--- start ---

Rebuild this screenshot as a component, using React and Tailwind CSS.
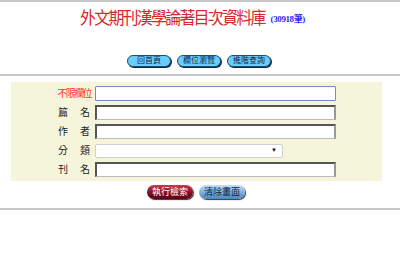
import React from "react";

const cjk = "font-['Liberation_Serif','Noto_Sans_CJK_TC',serif]";

function NavButton({ children }) {
  return (
    <span className="flex h-[12px] w-[44px] items-center justify-center rounded-full border border-[#1d4d78] bg-[#6ccdf7] text-[8px] leading-none text-[#0b2850] shadow-[1px_1px_0_#0b2a48]">
      {children}
    </span>
  );
}

function Label({ text, red }) {
  if (red) {
    return (
      <span className="w-[34px] text-right text-[10px] leading-none tracking-[-1.6px] text-[#ff3030]">
        {text}
      </span>
    );
  }
  return (
    <span className="flex w-[34px] justify-between px-[1px] text-[10px] leading-none text-[#222]">
      <span>{text[0]}</span>
      <span>{text[1]}</span>
    </span>
  );
}

function Row({ label, red, children }) {
  return (
    <div className="flex h-[15px] items-center gap-[4px] pl-[46px]">
      <Label text={label} red={red} />
      {children}
    </div>
  );
}

function TextBox({ focus }) {
  return (
    <div
      className={
        focus
          ? "h-[15px] w-[241px] rounded-[1px] border border-[#6b8fc9] bg-white"
          : "h-[15px] w-[241px] border-t-2 border-l-2 border-b border-r-2 border-t-[#555] border-l-[#555] border-b-[#bbb] border-r-[#999] bg-white"
      }
    />
  );
}

export default function App() {
  return (
    <div className={`w-[400px] h-[265px] bg-white ${cjk}`}>
      <div className="h-[2px] bg-[#c8c8c8]" />
      <div className="h-[72px]">
        <div className="flex items-baseline pl-[80px] pt-[5px]">
          <span className="inline-block origin-top scale-y-[1.1] text-[16px] leading-[19px] tracking-[-1.8px] text-[#d8262c]">
            外文期刊漢學論著目次資料庫
          </span>
          <span className="ml-[6px] text-[9px] font-bold tracking-[-0.4px] text-[#2b2bee]">
            (30918筆)
          </span>
        </div>
        <div className="mt-[28px] flex gap-[6px] pl-[127px]">
          <NavButton>回首頁</NavButton>
          <NavButton>欄位瀏覽</NavButton>
          <NavButton>進階查詢</NavButton>
        </div>
      </div>
      <div className="h-[2px] bg-[#c8c8c8]" />
      <div className="ml-[11px] mt-[6px] flex h-[99px] w-[371px] flex-col gap-[4px] bg-[#f5f5dc] pt-[4px]">
        <Row label="不限欄位" red>
          <TextBox focus />
        </Row>
        <Row label="篇名">
          <TextBox />
        </Row>
        <Row label="作者">
          <TextBox />
        </Row>
        <Row label="分類">
          <div className="flex h-[14px] w-[188px] items-center justify-end rounded-[2px] border border-[#cfcfcf] bg-white pr-[5px] text-[6px] text-[#111]">
            ▼
          </div>
        </Row>
        <Row label="刊名">
          <TextBox />
        </Row>
      </div>
      <div className="mt-[4px] flex h-[14px] gap-[6px] pl-[147px]">
        <span className="flex w-[46px] items-center justify-center rounded-full bg-gradient-to-b from-[#c73a52] via-[#8e0f24] to-[#5a0010] text-[9px] leading-none text-white shadow-[1px_1px_1px_#333]">
          執行檢索
        </span>
        <span className="flex w-[46px] items-center justify-center rounded-full bg-gradient-to-b from-[#c4def3] via-[#7fb3e0] to-[#4a86c0] text-[9px] leading-none text-[#0b1f3a] shadow-[1px_1px_1px_#333]">
          清除畫面
        </span>
      </div>
      <div className="mt-[9px] h-[2px] bg-[#c8c8c8]" />
    </div>
  );
}
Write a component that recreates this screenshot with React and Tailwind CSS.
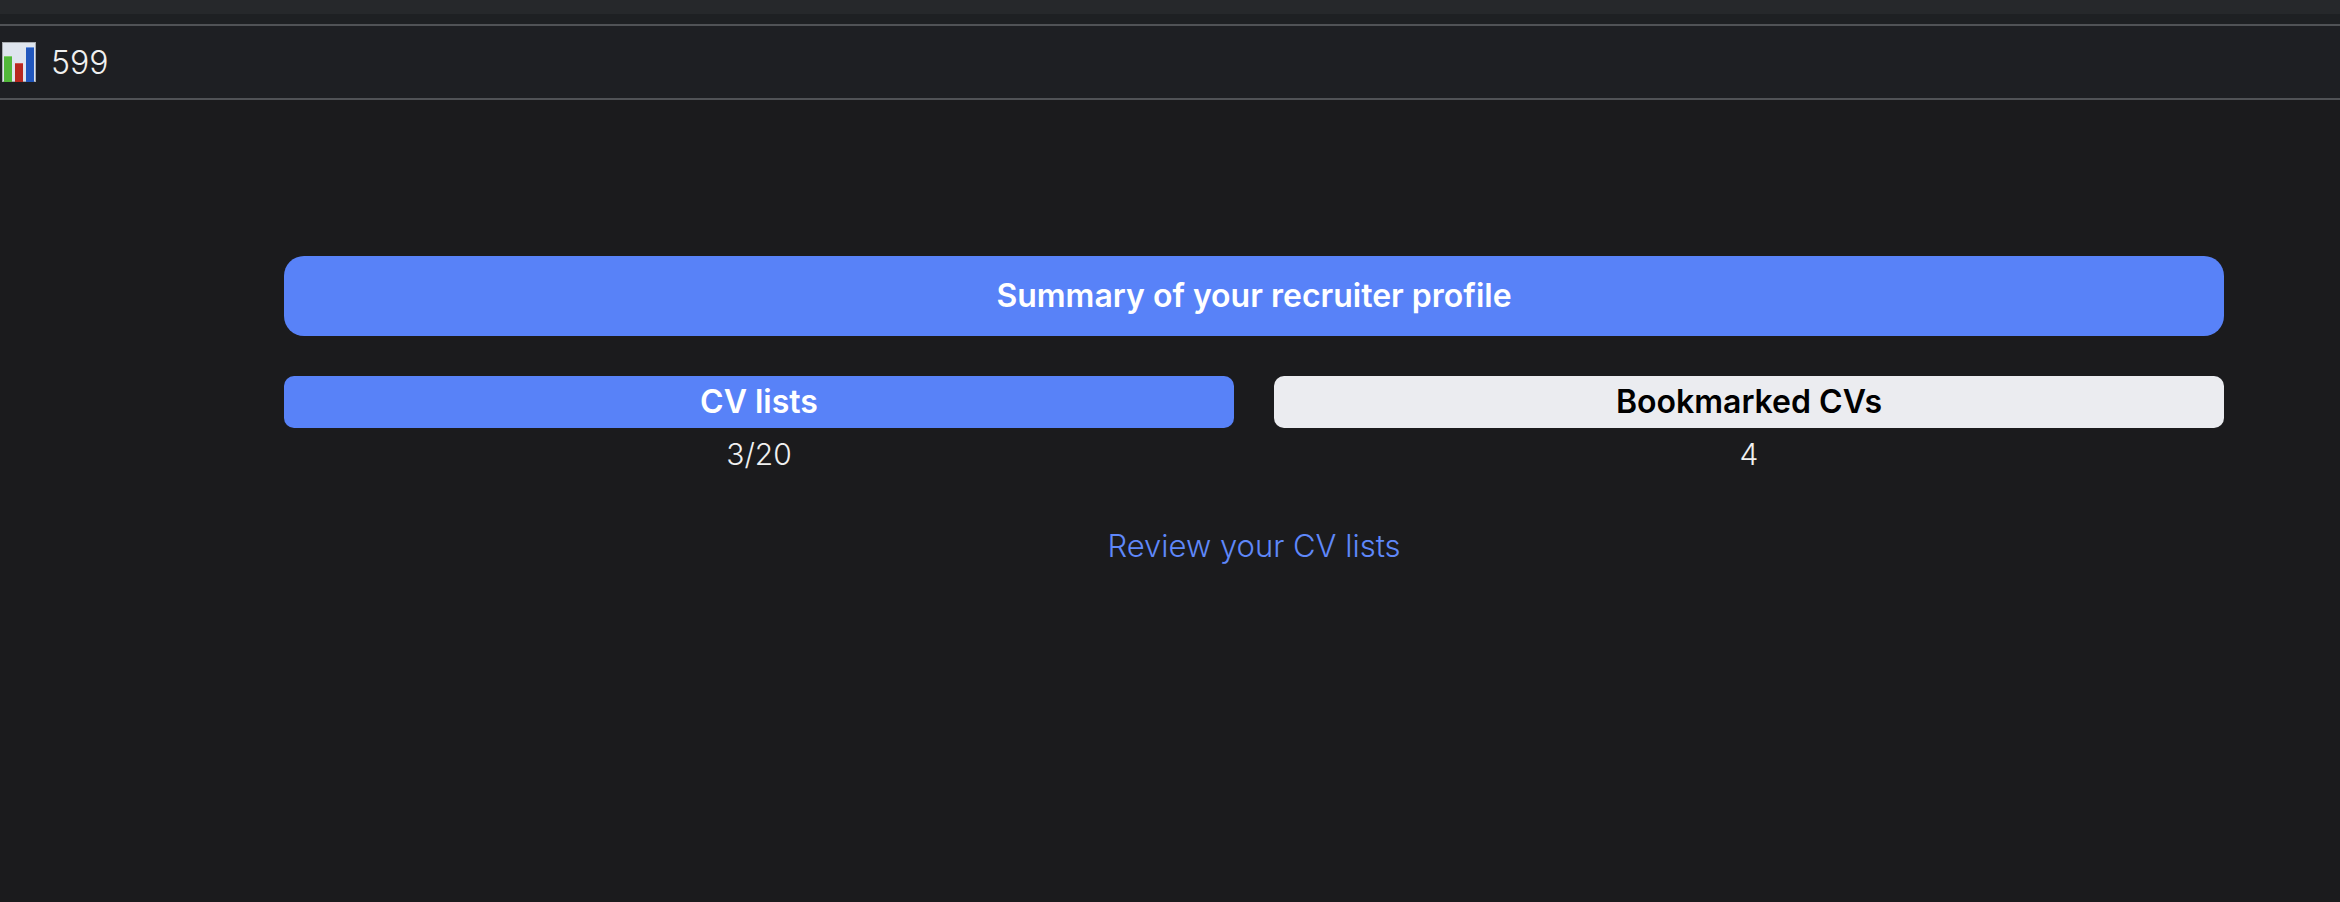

--- end ---

- Exercise instructions -
Set the data above down again exactly as given, with no pictures.

- The completed task -
Rebuild this screenshot as a component, using React and Tailwind CSS.
import React from "react";

const cjk = "font-['Liberation_Serif','Noto_Sans_CJK_TC',serif]";

function NavButton({ children }) {
  return (
    <span className="flex h-[12px] w-[44px] items-center justify-center rounded-full border border-[#1d4d78] bg-[#6ccdf7] text-[8px] leading-none text-[#0b2850] shadow-[1px_1px_0_#0b2a48]">
      {children}
    </span>
  );
}

function Label({ text, red }) {
  if (red) {
    return (
      <span className="w-[34px] text-right text-[10px] leading-none tracking-[-1.6px] text-[#ff3030]">
        {text}
      </span>
    );
  }
  return (
    <span className="flex w-[34px] justify-between px-[1px] text-[10px] leading-none text-[#222]">
      <span>{text[0]}</span>
      <span>{text[1]}</span>
    </span>
  );
}

function Row({ label, red, children }) {
  return (
    <div className="flex h-[15px] items-center gap-[4px] pl-[46px]">
      <Label text={label} red={red} />
      {children}
    </div>
  );
}

function TextBox({ focus }) {
  return (
    <div
      className={
        focus
          ? "h-[15px] w-[241px] rounded-[1px] border border-[#6b8fc9] bg-white"
          : "h-[15px] w-[241px] border-t-2 border-l-2 border-b border-r-2 border-t-[#555] border-l-[#555] border-b-[#bbb] border-r-[#999] bg-white"
      }
    />
  );
}

export default function App() {
  return (
    <div className={`w-[400px] h-[265px] bg-white ${cjk}`}>
      <div className="h-[2px] bg-[#c8c8c8]" />
      <div className="h-[72px]">
        <div className="flex items-baseline pl-[80px] pt-[5px]">
          <span className="inline-block origin-top scale-y-[1.1] text-[16px] leading-[19px] tracking-[-1.8px] text-[#d8262c]">
            外文期刊漢學論著目次資料庫
          </span>
          <span className="ml-[6px] text-[9px] font-bold tracking-[-0.4px] text-[#2b2bee]">
            (30918筆)
          </span>
        </div>
        <div className="mt-[28px] flex gap-[6px] pl-[127px]">
          <NavButton>回首頁</NavButton>
          <NavButton>欄位瀏覽</NavButton>
          <NavButton>進階查詢</NavButton>
        </div>
      </div>
      <div className="h-[2px] bg-[#c8c8c8]" />
      <div className="ml-[11px] mt-[6px] flex h-[99px] w-[371px] flex-col gap-[4px] bg-[#f5f5dc] pt-[4px]">
        <Row label="不限欄位" red>
          <TextBox focus />
        </Row>
        <Row label="篇名">
          <TextBox />
        </Row>
        <Row label="作者">
          <TextBox />
        </Row>
        <Row label="分類">
          <div className="flex h-[14px] w-[188px] items-center justify-end rounded-[2px] border border-[#cfcfcf] bg-white pr-[5px] text-[6px] text-[#111]">
            ▼
          </div>
        </Row>
        <Row label="刊名">
          <TextBox />
        </Row>
      </div>
      <div className="mt-[4px] flex h-[14px] gap-[6px] pl-[147px]">
        <span className="flex w-[46px] items-center justify-center rounded-full bg-gradient-to-b from-[#c73a52] via-[#8e0f24] to-[#5a0010] text-[9px] leading-none text-white shadow-[1px_1px_1px_#333]">
          執行檢索
        </span>
        <span className="flex w-[46px] items-center justify-center rounded-full bg-gradient-to-b from-[#c4def3] via-[#7fb3e0] to-[#4a86c0] text-[9px] leading-none text-[#0b1f3a] shadow-[1px_1px_1px_#333]">
          清除畫面
        </span>
      </div>
      <div className="mt-[9px] h-[2px] bg-[#c8c8c8]" />
    </div>
  );
}
Write a component that recreates this screenshot with React and Tailwind CSS.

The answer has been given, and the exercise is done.